_TASK REQUIREMENTS:_ Print exactly the lines from the first one down to the line containing "X, LayoutGrid, Puzzle", both ends included, with no pictures and nothing else.

┌─ RECORDED DATA

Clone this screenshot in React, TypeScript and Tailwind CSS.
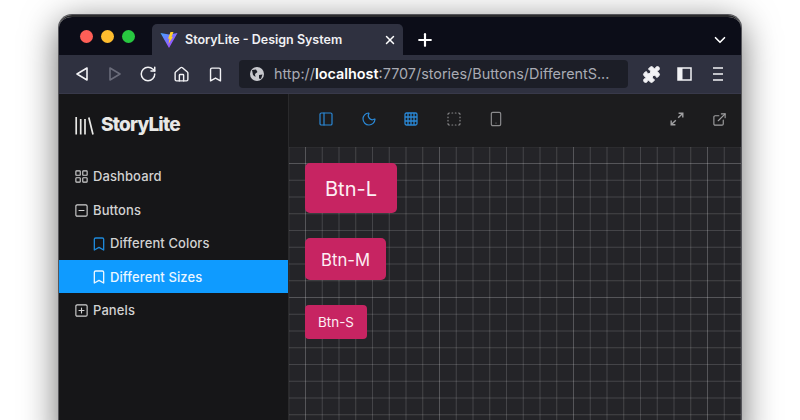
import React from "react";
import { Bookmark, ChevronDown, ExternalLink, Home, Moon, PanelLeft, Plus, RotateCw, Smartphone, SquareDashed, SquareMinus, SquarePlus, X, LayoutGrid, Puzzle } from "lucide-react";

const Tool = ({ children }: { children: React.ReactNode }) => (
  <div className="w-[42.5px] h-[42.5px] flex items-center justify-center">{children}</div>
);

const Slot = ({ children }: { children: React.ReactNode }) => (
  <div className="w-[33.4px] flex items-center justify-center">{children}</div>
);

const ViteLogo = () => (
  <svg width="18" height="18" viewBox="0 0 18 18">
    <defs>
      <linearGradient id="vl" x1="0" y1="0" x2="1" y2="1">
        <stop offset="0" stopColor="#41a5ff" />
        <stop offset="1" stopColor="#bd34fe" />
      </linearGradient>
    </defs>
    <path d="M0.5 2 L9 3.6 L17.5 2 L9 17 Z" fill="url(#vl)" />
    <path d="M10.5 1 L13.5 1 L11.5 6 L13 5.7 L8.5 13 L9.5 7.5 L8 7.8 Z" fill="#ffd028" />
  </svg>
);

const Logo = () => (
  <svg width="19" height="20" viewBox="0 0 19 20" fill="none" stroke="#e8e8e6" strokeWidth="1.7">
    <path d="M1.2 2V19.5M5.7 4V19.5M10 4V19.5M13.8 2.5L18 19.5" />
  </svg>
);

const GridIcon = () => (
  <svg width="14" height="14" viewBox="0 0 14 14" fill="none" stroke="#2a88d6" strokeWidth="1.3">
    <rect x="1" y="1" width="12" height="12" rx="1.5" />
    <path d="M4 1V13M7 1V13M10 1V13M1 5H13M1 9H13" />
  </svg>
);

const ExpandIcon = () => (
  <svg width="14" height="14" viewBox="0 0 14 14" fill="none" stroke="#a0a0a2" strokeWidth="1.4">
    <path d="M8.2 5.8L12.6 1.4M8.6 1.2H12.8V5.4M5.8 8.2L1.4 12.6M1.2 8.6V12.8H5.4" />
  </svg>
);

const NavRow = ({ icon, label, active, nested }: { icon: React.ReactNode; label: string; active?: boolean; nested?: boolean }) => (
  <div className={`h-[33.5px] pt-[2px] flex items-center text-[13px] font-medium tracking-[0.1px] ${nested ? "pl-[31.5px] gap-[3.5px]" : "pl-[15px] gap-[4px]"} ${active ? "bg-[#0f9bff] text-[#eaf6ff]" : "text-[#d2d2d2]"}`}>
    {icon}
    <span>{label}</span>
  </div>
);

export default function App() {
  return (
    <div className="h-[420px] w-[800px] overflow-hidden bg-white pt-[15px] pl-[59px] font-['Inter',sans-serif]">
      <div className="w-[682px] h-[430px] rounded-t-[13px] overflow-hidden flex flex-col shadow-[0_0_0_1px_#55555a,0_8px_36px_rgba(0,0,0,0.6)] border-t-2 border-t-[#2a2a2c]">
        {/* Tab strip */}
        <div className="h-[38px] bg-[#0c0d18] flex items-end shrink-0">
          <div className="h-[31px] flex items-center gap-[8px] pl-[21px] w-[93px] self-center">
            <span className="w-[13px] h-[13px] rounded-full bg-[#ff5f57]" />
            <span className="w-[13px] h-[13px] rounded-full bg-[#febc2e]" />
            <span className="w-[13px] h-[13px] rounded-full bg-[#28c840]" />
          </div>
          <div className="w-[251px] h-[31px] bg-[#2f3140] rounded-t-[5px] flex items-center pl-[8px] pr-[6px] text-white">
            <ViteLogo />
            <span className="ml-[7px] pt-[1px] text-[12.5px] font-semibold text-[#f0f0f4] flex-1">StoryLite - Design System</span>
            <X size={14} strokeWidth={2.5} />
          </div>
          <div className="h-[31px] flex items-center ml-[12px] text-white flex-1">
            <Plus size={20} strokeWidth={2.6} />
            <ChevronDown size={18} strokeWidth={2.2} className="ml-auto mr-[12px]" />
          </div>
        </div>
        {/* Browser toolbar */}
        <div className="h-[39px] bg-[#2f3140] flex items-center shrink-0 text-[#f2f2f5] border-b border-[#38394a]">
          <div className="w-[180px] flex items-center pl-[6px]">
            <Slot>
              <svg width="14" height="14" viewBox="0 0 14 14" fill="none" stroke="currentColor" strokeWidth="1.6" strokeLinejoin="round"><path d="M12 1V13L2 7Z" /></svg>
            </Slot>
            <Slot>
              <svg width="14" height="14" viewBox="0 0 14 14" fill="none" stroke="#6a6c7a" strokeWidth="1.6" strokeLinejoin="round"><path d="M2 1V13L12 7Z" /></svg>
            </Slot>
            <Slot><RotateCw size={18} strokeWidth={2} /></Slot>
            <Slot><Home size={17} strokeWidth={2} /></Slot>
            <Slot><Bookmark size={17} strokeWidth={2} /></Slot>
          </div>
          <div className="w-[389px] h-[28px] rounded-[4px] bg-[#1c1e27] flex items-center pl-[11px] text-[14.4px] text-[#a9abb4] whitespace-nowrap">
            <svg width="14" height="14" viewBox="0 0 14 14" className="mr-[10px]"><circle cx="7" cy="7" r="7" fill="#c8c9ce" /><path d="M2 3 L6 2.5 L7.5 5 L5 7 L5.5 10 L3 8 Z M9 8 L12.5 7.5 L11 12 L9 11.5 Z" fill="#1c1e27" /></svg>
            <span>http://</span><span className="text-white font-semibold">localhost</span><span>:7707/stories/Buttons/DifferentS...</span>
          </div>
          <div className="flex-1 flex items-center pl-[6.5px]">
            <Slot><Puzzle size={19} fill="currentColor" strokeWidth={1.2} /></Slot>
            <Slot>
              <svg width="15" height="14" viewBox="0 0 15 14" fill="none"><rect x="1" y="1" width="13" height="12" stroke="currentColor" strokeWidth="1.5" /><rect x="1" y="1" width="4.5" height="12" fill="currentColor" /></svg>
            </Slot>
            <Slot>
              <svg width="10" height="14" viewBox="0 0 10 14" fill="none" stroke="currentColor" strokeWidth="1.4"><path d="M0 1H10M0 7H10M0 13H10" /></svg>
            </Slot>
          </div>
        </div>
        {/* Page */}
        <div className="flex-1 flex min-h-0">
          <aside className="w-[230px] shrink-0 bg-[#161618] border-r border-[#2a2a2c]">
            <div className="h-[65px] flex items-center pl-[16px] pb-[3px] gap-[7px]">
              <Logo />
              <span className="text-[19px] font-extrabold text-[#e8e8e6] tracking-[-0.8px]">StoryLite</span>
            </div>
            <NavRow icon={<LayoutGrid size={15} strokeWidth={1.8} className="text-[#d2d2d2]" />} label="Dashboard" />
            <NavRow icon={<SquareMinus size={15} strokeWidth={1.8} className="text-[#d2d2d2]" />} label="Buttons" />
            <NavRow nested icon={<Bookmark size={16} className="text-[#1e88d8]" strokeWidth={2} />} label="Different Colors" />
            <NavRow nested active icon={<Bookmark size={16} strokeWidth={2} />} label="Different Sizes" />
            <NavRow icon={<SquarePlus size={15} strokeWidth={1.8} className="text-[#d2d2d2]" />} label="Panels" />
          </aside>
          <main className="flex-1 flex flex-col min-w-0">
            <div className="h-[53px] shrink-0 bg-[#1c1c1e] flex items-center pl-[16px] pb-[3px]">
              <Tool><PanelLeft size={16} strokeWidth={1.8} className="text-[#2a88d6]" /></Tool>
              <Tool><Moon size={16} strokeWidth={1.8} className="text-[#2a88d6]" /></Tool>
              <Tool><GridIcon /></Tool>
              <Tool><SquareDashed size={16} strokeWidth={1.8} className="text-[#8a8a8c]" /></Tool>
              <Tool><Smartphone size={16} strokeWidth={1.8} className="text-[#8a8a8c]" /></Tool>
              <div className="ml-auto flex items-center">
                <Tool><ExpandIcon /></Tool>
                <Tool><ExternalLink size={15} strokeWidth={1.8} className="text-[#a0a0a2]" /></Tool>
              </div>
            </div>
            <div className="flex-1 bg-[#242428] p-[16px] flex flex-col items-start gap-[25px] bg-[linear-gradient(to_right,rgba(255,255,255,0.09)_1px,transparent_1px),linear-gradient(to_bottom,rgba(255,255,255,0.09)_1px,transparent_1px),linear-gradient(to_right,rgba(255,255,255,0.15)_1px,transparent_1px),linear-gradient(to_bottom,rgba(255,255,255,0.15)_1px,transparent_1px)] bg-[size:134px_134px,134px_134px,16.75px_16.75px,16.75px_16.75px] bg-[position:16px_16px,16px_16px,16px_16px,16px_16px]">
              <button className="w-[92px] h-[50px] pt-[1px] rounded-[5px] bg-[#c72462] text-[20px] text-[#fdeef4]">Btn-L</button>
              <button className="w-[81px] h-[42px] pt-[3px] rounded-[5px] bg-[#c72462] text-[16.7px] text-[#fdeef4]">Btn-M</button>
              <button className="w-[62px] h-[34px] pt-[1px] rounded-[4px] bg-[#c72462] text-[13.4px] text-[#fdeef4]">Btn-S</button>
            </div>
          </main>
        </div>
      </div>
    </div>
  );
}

└─

_WRITTEN RESPONSE:_
Clone this screenshot in React, TypeScript and Tailwind CSS.
import React from "react";
import { Bookmark, ChevronDown, ExternalLink, Home, Moon, PanelLeft, Plus, RotateCw, Smartphone, SquareDashed, SquareMinus, SquarePlus, X, LayoutGrid, Puzzle } from "lucide-react";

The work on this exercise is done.